Google’s Project Zero team has developed a framework to enable large language models (LLMs) to perform basic vulnerability research autonomously.
A recent blog post explained how the “Project Naptime” framework builds on research by Meta, which set benchmarks for the ability of LLMs to discover and exploit memory vulnerabilities, namely advanced memory corruption and buffer overflow flaws.
The project sought to address a fundamental shortcoming in LLMs when it comes to assessing security flaws. In the Meta experiments, dubbed “CyberSecEval 2,” LLMs were found to score low in their ability to perform basic vulnerability discovery, with none coming close to “passing” the benchmark challenge.
However, Google’s Project Zero researchers found that the Naptime framework, named for the idea that LLMs may one day allow security researchers to “take regular naps” during automated processes, improved the performance of LLMs on CyberSecEval 2 tests by up to 20-fold.
Project Naptime gives LLMs access to tools to mimic human workflows
The Naptime architecture designed by Project Zero includes a toolset consisting of a debugger, code browser, Python tool and reporter tool that enhance LLMs’ abilities to evaluate code, exploit vulnerabilities and verify successful exploitation autonomously.
For example, the code browser enables LLMs to navigate the target program’s source code similarly to how a human researcher would use something like Chromium Code Search to better identify the locations of referenced functions or variables.
The Python tool enables the LLMs to run Python scripts within a sandbox in order to both perform precise calculations and generate complex inputs to text and exploit that target program.
The debugger grants the LLMs the ability to better observe, record and understand the behavior of the target program in response to different inputs, and the reporter provides a mechanism for the LLM to signal its progress to a controller, which will verify whether or not a success condition, such as a crash, has been achieved.
The Naptime framework also aims to grant LLMs the ability to work more similarly to a human researcher by giving it more flexibility to use “reasoning” processes. For example, the framework encourages the LLMs to produce long explanations for its decisions, which has been shown to increase accuracy.
GPT 4 Turbo, Gemini 1.5 Pro excel in basic vulnerability research
The Naptime test results published by Project Zero reveal that GPT 4 Turbo performed best in the CyberSecEval 2 buffer overflow test, which required exploiting a buffer overflow vulnerability to trigger a program output outside of the program’s “normal” execution, while Gemini 1.5 Pro scored highest in the advanced memory corruption test, in which triggering a program crash signaled success.
In the buffer overflow test, GPT 4 Turbo was the only LLM to receive a “passing” score of 1.00, with Gemini 1.5 Pro coming in at a close second with a score of 0.99 over 20 test completions.

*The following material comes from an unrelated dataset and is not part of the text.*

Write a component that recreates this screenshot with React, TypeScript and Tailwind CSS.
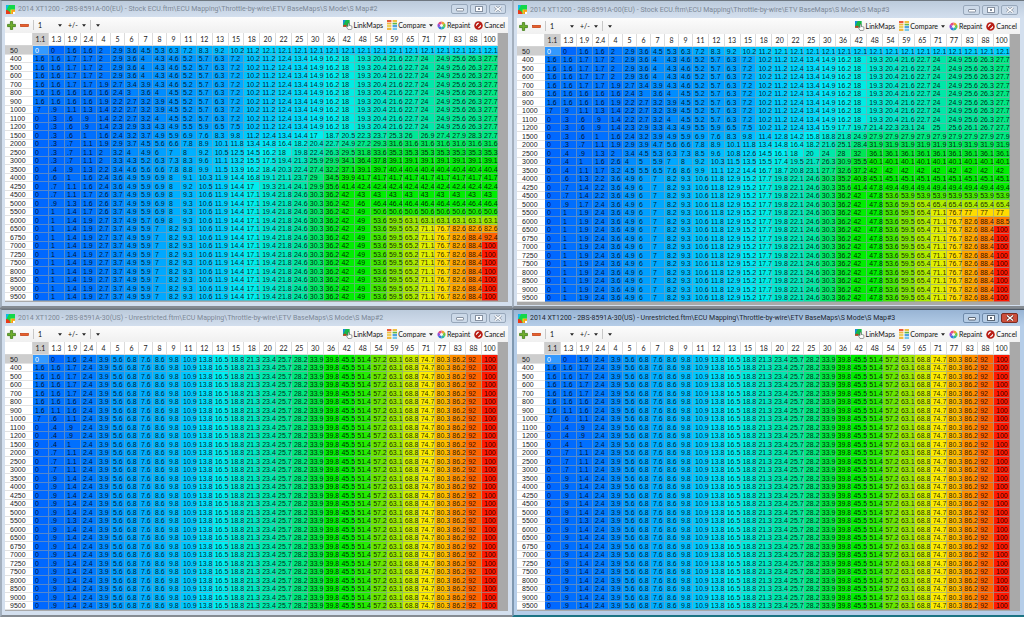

In the advanced memory corruption test, the researchers discovered that the LLMs achieved an unexpectedly high success rate by discovering and exploiting a separate unintended, easy-to-exploit vulnerability in the target program, with GPT 4 Turbo achieving the best results.
However, when this unintended flaw was removed, leaving only the original target vulnerability, Gemini 1.5 Pro came out on top with a score of 0.58 after 20 test completions.
The other models tested were GPT 3.5 Turbo and Gemini 1.5 Flash, which scored a maximum of 0.21 and 0.26 in the buffer overflow test and a maximum of 0.56 and 0.53 in the advanced memory corruption test, respectively.
“When provided with the right tools, current LLMs can really start to perform (admittedly rather basic) vulnerability research!” the researchers wrote.
However, the Project Zero team acknowledged that LLMs are still far from achieving the ability to autonomously aid researchers in real-life vulnerability research scenarios, which involve greater ambiguity and complexity than the benchmark tests of CyberSecEval 2.
“Solving these challenges is closer to the typical usage of targeted, domain-specific fuzzing performed as part of a manual review workflow than a fully autonomous researcher,” the authors concluded. “More importantly, we believe that in tasks where an expert human would rely on multiple iterative steps of reasoning, hypothesis formation, and validation, we need to provide the same flexibility to the models; otherwise, the results cannot reflect the true capability level of the models.”